On ne sait rien, mais on en parle quand même. Telle est l’anti-leçon journalistique que les journalistes rabâchent lors de tels évènements. C’est ainsi que se multiplient, en direct, des aveux d’ignorance et des commentaires tout à fait hasardeux dont le seul but est de combler le vide. (...)
De témoins qui « n’ont rien vu » en « experts » abonnés des plateaux, les médias peaufinent le remplissage et lissent le sensationnel. Arrêtons-nous un instant sur la parole des « témoins sur place ».
Après les attentats du Bataclan, nous interrogions la couverture médiatique des événements : « compassion ou voyeurisme ? » et écrivions alors : « Où est le journalisme quand le récit du drame se transforme en une succession de scènes de désarroi ? La presse est-elle dans son élément quand la légitime compassion se métamorphose en voyeurisme ? S’émouvoir est une chose. Sacrifier l’information sur l’autel de l’émotion, qui devient une information en elle-même, envahissante, désarmante, répétitive, en est une autre. La course à l’audimat n’explique pas tout, mais elle contribue à générer ce type de pratiques journalistiques, qui transforment un événement politique majeur en un spectacle à la fois accablant et hypnotisant. »
D’autant plus accablant qu’il se répète… Dans cette course à l’audimat, force est de constater que les « témoins » jouent un rôle de poids : gonfler l’émotion d’une part, mais également servir de pilier, ou plutôt de béquille, au travail journalistique puisque leurs déclarations, sans pouvoir être vérifiées, sont quand même prises pour argent comptant dans une enquête « en temps réel ». De quelle conception du journalisme relève une démarche qui consiste à tendre le micro - pour obtenir instantanément leur témoignage - à des personnes tapies dans un restaurant ou dans une bouche de métro ? (...)
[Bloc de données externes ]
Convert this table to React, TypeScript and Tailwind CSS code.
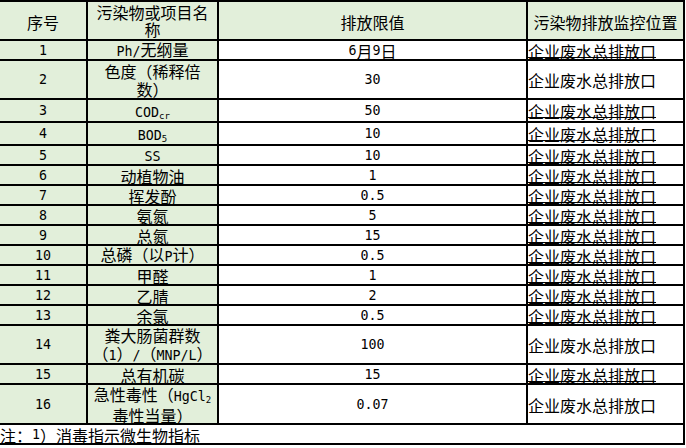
import React from 'react';

// Latin runs use a monospace face so they get the half-width look of the original
const L = ({ children }: { children: React.ReactNode }) => (
  <span className="font-['DejaVu_Sans_Mono',monospace] text-[13.3px]">{children}</span>
);

const Sub = ({ children }: { children: React.ReactNode }) => (
  <sub className="font-['DejaVu_Sans_Mono',monospace] text-[9px] relative top-[2px] align-baseline">
    {children}
  </sub>
);

type Row = {
  no: string;
  name: React.ReactNode;
  value: React.ReactNode;
  tall?: boolean;
};

const rows: Row[] = [
  { no: '1', name: <><L>Ph/</L>无纲量</>, value: <><L>6</L>月<L>9</L>日</> },
  { no: '2', name: <>色度（稀释倍<br />数）</>, value: <L>30</L>, tall: true },
  { no: '3', name: <><L>COD</L><Sub>cr</Sub></>, value: <L>50</L> },
  { no: '4', name: <><L>BOD</L><Sub>5</Sub></>, value: <L>10</L> },
  { no: '5', name: <L>SS</L>, value: <L>10</L> },
  { no: '6', name: '动植物油', value: <L>1</L> },
  { no: '7', name: '挥发酚', value: <L>0.5</L> },
  { no: '8', name: '氨氮', value: <L>5</L> },
  { no: '9', name: '总氮', value: <L>15</L> },
  { no: '10', name: <>总磷（以<L>P</L>计）</>, value: <L>0.5</L> },
  { no: '11', name: '甲醛', value: <L>1</L> },
  { no: '12', name: '乙腈', value: <L>2</L> },
  { no: '13', name: '余氯', value: <L>0.5</L> },
  { no: '14', name: <>粪大肠菌群数<br />（<L>1</L>）<L>/</L>（<L>MNP/L</L>）</>, value: <L>100</L>, tall: true },
  { no: '15', name: '总有机碳', value: <L>15</L> },
  { no: '16', name: <>急性毒性（<L>HgCl</L><Sub>2</Sub><br />毒性当量）</>, value: <L>0.07</L>, tall: true },
];

const green = 'bg-[#e2efda]';

export default function App() {
  return (
    <div className="w-[686px] h-[448px] bg-white font-['Noto_Sans_CJK_SC',sans-serif] text-[16px] leading-[18px] text-black">
      <div className="grid w-[685px] gap-[2px] bg-black pt-[2px] pr-[2px] pb-[2px] grid-cols-[86px_129px_307px_155px] grid-rows-[37px_18px_37px_21px_21px_repeat(9,18px)_37px_18px_38px_18px]">
        {/* Header */}
        <div className={`${green} flex items-center justify-center pt-[2px]`}>序号</div>
        <div className={`${green} flex items-center justify-center text-center whitespace-nowrap leading-[17px] pt-[1px]`}>
          污染物或项目名<br />称
        </div>
        <div className={`${green} flex items-center justify-center pt-[3px]`}>排放限值</div>
        <div className={`${green} flex items-center justify-center whitespace-nowrap pt-[3px]`}>污染物排放监控位置</div>

        {rows.map((r) => (
          <React.Fragment key={r.no}>
            <div className={`${green} flex items-center justify-center pt-[1px]`}>
              <L>{r.no}</L>
            </div>
            <div className={`${green} flex items-center justify-center text-center whitespace-nowrap pt-[1px]`}>
              <div>{r.name}</div>
            </div>
            <div className="bg-white flex items-center justify-center whitespace-nowrap pt-[1px]">{r.value}</div>
            <div className={`bg-white flex items-center justify-start whitespace-nowrap pt-[1px] ${r.tall ? '' : 'underline underline-offset-[-1px]'}`}>
              企业废水总排放口
            </div>
          </React.Fragment>
        ))}

        {/* Note */}
        <div className="col-span-4 bg-white flex items-center whitespace-nowrap pt-[1px]">
          注：<L>1</L>）消毒指示微生物指标
        </div>
      </div>
    </div>
  );
}
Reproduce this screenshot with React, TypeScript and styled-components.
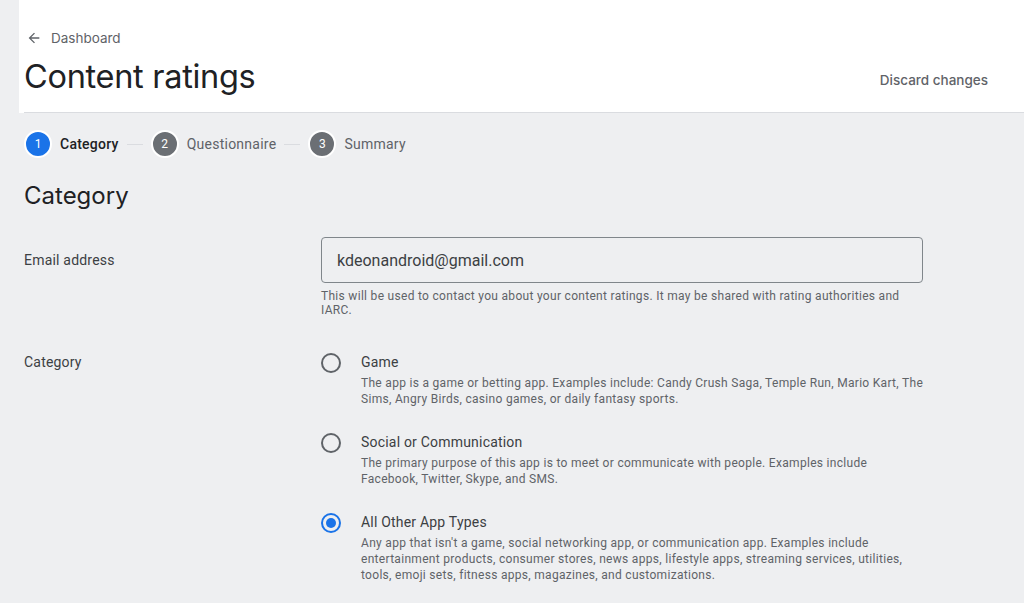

Meubler : voilà à quoi en sont réduits des médias qui, à défaut de produire une véritable information, brassent de l’air. À ce jeu, les « témoins-qui-n’ont-rien-vu » constituent une ressource inépuisable et un gage de terrain : les micro-trottoirs « font vrai », qu’importe si leur contenu est faux. Mais les médias disposent d’une autre ressource, tout aussi inépuisable, voire plus pratique car disponible à n’importe quelle heure du jour et de la nuit, par téléphone ou en direct du plateau : « l’expert ». Et de la fausse information à la fausse expertise, il n’y a qu’un pas. Un pas de nouveau franchi par bon nombre des « experts » convoqués pour l’occasion, et donc par les médias qui les ont invités, comme nous le verrons dans un prochain article.